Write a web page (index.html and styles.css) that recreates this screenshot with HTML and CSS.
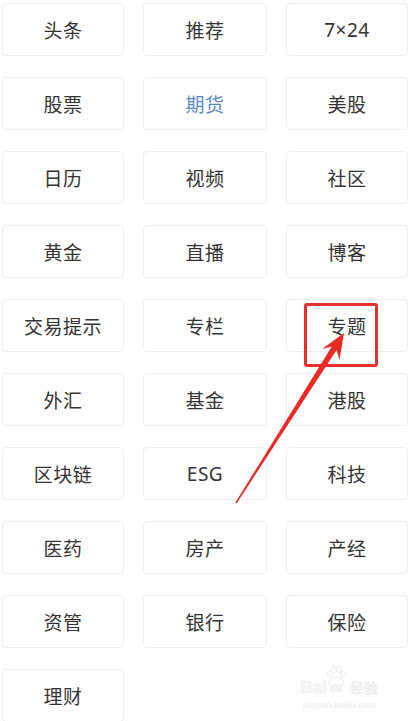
FILE: index.html
```html
<!DOCTYPE html>
<html lang="zh">
<head>
<meta charset="utf-8">
<link rel="stylesheet" href="styles.css">
</head>
<body>
<div class="page">
  <div class="grid">
    <div class="tile">头条</div>
    <div class="tile">推荐</div>
    <div class="tile">7×24</div>
    <div class="tile">股票</div>
    <div class="tile active">期货</div>
    <div class="tile">美股</div>
    <div class="tile">日历</div>
    <div class="tile">视频</div>
    <div class="tile">社区</div>
    <div class="tile">黄金</div>
    <div class="tile">直播</div>
    <div class="tile">博客</div>
    <div class="tile">交易提示</div>
    <div class="tile">专栏</div>
    <div class="tile">专题</div>
    <div class="tile">外汇</div>
    <div class="tile">基金</div>
    <div class="tile">港股</div>
    <div class="tile">区块链</div>
    <div class="tile">ESG</div>
    <div class="tile">科技</div>
    <div class="tile">医药</div>
    <div class="tile">房产</div>
    <div class="tile">产经</div>
    <div class="tile">资管</div>
    <div class="tile">银行</div>
    <div class="tile">保险</div>
    <div class="tile">理财</div>
  </div>

  <div class="highlight"></div>
  <svg class="arrow" width="410" height="721" viewBox="0 0 410 721">
    <polygon points="344,333 339.5,360 336.6,350 236.6,503.4 235.4,502.6 331.8,346.4 322,349" fill="#ec2a24"/>
  </svg>

  <div class="watermark">
    <div class="wm-top">
      <span class="wm-bai">Bai</span>
      <svg class="wm-paw" width="22" height="22" viewBox="0 0 22 22">
        <g fill="none" stroke="#ececec" stroke-width="1">
          <ellipse cx="5" cy="8" rx="2.5" ry="3"/>
          <ellipse cx="9" cy="3.5" rx="2.5" ry="3"/>
          <ellipse cx="14" cy="3.5" rx="2.5" ry="3"/>
          <ellipse cx="18" cy="8" rx="2.5" ry="3"/>
          <path d="M4 19 C4 13 8 11 11.5 11 C15 11 19 13 19 19 Z"/>
        </g>
      </svg>
      <span class="wm-du">du</span>
      <span class="wm-jy">经验</span>
    </div>
    <div class="wm-url">jingyan.baidu.com</div>
  </div>
</div>
</body>
</html>
```

FILE: styles.css
```css
html, body {
  margin: 0;
  padding: 0;
  background: #ffffff;
}

body {
  font-family: "Noto Sans", "Noto Sans CJK SC", sans-serif;
  width: 410px;
  height: 721px;
  overflow: hidden;
}

.page {
  position: relative;
  width: 410px;
  height: 721px;
}

.grid {
  display: grid;
  grid-template-columns: 122px 124px 122px;
  grid-auto-rows: 53px;
  column-gap: 19px;
  row-gap: 21px;
  padding: 3px 2px 0 2px;
}

.tile {
  box-sizing: border-box;
  border: 1px solid #eeeeee;
  border-radius: 4px;
  background: #ffffff;
  display: flex;
  align-items: center;
  justify-content: center;
  font-size: 19px;
  color: #333333;
  letter-spacing: 0.5px;
}

.tile.active {
  color: #5a88c4;
}

.highlight {
  position: absolute;
  left: 304px;
  top: 303px;
  width: 74px;
  height: 64px;
  box-sizing: border-box;
  border: 3px solid #e8302c;
  border-radius: 3px;
}

.arrow {
  position: absolute;
  left: 0;
  top: 0;
}

.watermark {
  position: absolute;
  left: 294px;
  top: 668px;
  width: 90px;
  display: flex;
  flex-direction: column;
  align-items: center;
  color: #f0f0f0;
}

.wm-top {
  display: flex;
  align-items: flex-end;
  height: 28px;
}

.wm-bai {
  font-family: "Liberation Sans", sans-serif;
  font-size: 17px;
  font-weight: bold;
  line-height: 17px;
  color: #fafafa;
  -webkit-text-stroke: 0.5px #e8e8e8;
}

.wm-paw {
  margin: 0 -20px 8px -2px;
}

.wm-du {
  font-family: "Liberation Sans", sans-serif;
  font-size: 10px;
  font-weight: bold;
  line-height: 12px;
  margin: 0 2px 1px 3px;
  color: #ebebeb;
}

.wm-jy {
  font-family: "Noto Sans CJK SC", sans-serif;
  font-size: 14px;
  line-height: 17px;
  margin-left: 6px;
  color: #fafafa;
  -webkit-text-stroke: 0.5px #e8e8e8;
}

.wm-url {
  font-family: "Liberation Sans", sans-serif;
  font-size: 9px;
  line-height: 12px;
  margin-top: 3px;
  color: #ebebeb;
}
```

═══

[EXERCISE DESCRIPTION] Copy the material shown above in full and exactly. Skip the pictures.

[WRITTEN ANSWER]
Write a web page (index.html and styles.css) that recreates this screenshot with HTML and CSS.
FILE: index.html
```html
<!DOCTYPE html>
<html lang="zh">
<head>
<meta charset="utf-8">
<link rel="stylesheet" href="styles.css">
</head>
<body>
<div class="page">
  <div class="grid">
    <div class="tile">头条</div>
    <div class="tile">推荐</div>
    <div class="tile">7×24</div>
    <div class="tile">股票</div>
    <div class="tile active">期货</div>
    <div class="tile">美股</div>
    <div class="tile">日历</div>
    <div class="tile">视频</div>
    <div class="tile">社区</div>
    <div class="tile">黄金</div>
    <div class="tile">直播</div>
    <div class="tile">博客</div>
    <div class="tile">交易提示</div>
    <div class="tile">专栏</div>
    <div class="tile">专题</div>
    <div class="tile">外汇</div>
    <div class="tile">基金</div>
    <div class="tile">港股</div>
    <div class="tile">区块链</div>
    <div class="tile">ESG</div>
    <div class="tile">科技</div>
    <div class="tile">医药</div>
    <div class="tile">房产</div>
    <div class="tile">产经</div>
    <div class="tile">资管</div>
    <div class="tile">银行</div>
    <div class="tile">保险</div>
    <div class="tile">理财</div>
  </div>

  <div class="highlight"></div>
  <svg class="arrow" width="410" height="721" viewBox="0 0 410 721">
    <polygon points="344,333 339.5,360 336.6,350 236.6,503.4 235.4,502.6 331.8,346.4 322,349" fill="#ec2a24"/>
  </svg>

  <div class="watermark">
    <div class="wm-top">
      <span class="wm-bai">Bai</span>
      <svg class="wm-paw" width="22" height="22" viewBox="0 0 22 22">
        <g fill="none" stroke="#ececec" stroke-width="1">
          <ellipse cx="5" cy="8" rx="2.5" ry="3"/>
          <ellipse cx="9" cy="3.5" rx="2.5" ry="3"/>
          <ellipse cx="14" cy="3.5" rx="2.5" ry="3"/>
          <ellipse cx="18" cy="8" rx="2.5" ry="3"/>
          <path d="M4 19 C4 13 8 11 11.5 11 C15 11 19 13 19 19 Z"/>
        </g>
      </svg>
      <span class="wm-du">du</span>
      <span class="wm-jy">经验</span>
    </div>
    <div class="wm-url">jingyan.baidu.com</div>
  </div>
</div>
</body>
</html>
```

FILE: styles.css
```css
html, body {
  margin: 0;
  padding: 0;
  background: #ffffff;
}

body {
  font-family: "Noto Sans", "Noto Sans CJK SC", sans-serif;
  width: 410px;
  height: 721px;
  overflow: hidden;
}

.page {
  position: relative;
  width: 410px;
  height: 721px;
}

.grid {
  display: grid;
  grid-template-columns: 122px 124px 122px;
  grid-auto-rows: 53px;
  column-gap: 19px;
  row-gap: 21px;
  padding: 3px 2px 0 2px;
}

.tile {
  box-sizing: border-box;
  border: 1px solid #eeeeee;
  border-radius: 4px;
  background: #ffffff;
  display: flex;
  align-items: center;
  justify-content: center;
  font-size: 19px;
  color: #333333;
  letter-spacing: 0.5px;
}

.tile.active {
  color: #5a88c4;
}

.highlight {
  position: absolute;
  left: 304px;
  top: 303px;
  width: 74px;
  height: 64px;
  box-sizing: border-box;
  border: 3px solid #e8302c;
  border-radius: 3px;
}

.arrow {
  position: absolute;
  left: 0;
  top: 0;
}

.watermark {
  position: absolute;
  left: 294px;
  top: 668px;
  width: 90px;
  display: flex;
  flex-direction: column;
  align-items: center;
  color: #f0f0f0;
}

.wm-top {
  display: flex;
  align-items: flex-end;
  height: 28px;
}

.wm-bai {
  font-family: "Liberation Sans", sans-serif;
  font-size: 17px;
  font-weight: bold;
  line-height: 17px;
  color: #fafafa;
  -webkit-text-stroke: 0.5px #e8e8e8;
}

.wm-paw {
  margin: 0 -20px 8px -2px;
}

.wm-du {
  font-family: "Liberation Sans", sans-serif;
  font-size: 10px;
  font-weight: bold;
  line-height: 12px;
  margin: 0 2px 1px 3px;
  color: #ebebeb;
}

.wm-jy {
  font-family: "Noto Sans CJK SC", sans-serif;
  font-size: 14px;
  line-height: 17px;
  margin-left: 6px;
  color: #fafafa;
  -webkit-text-stroke: 0.5px #e8e8e8;
}

.wm-url {
  font-family: "Liberation Sans", sans-serif;
  font-size: 9px;
  line-height: 12px;
  margin-top: 3px;
  color: #ebebeb;
}
```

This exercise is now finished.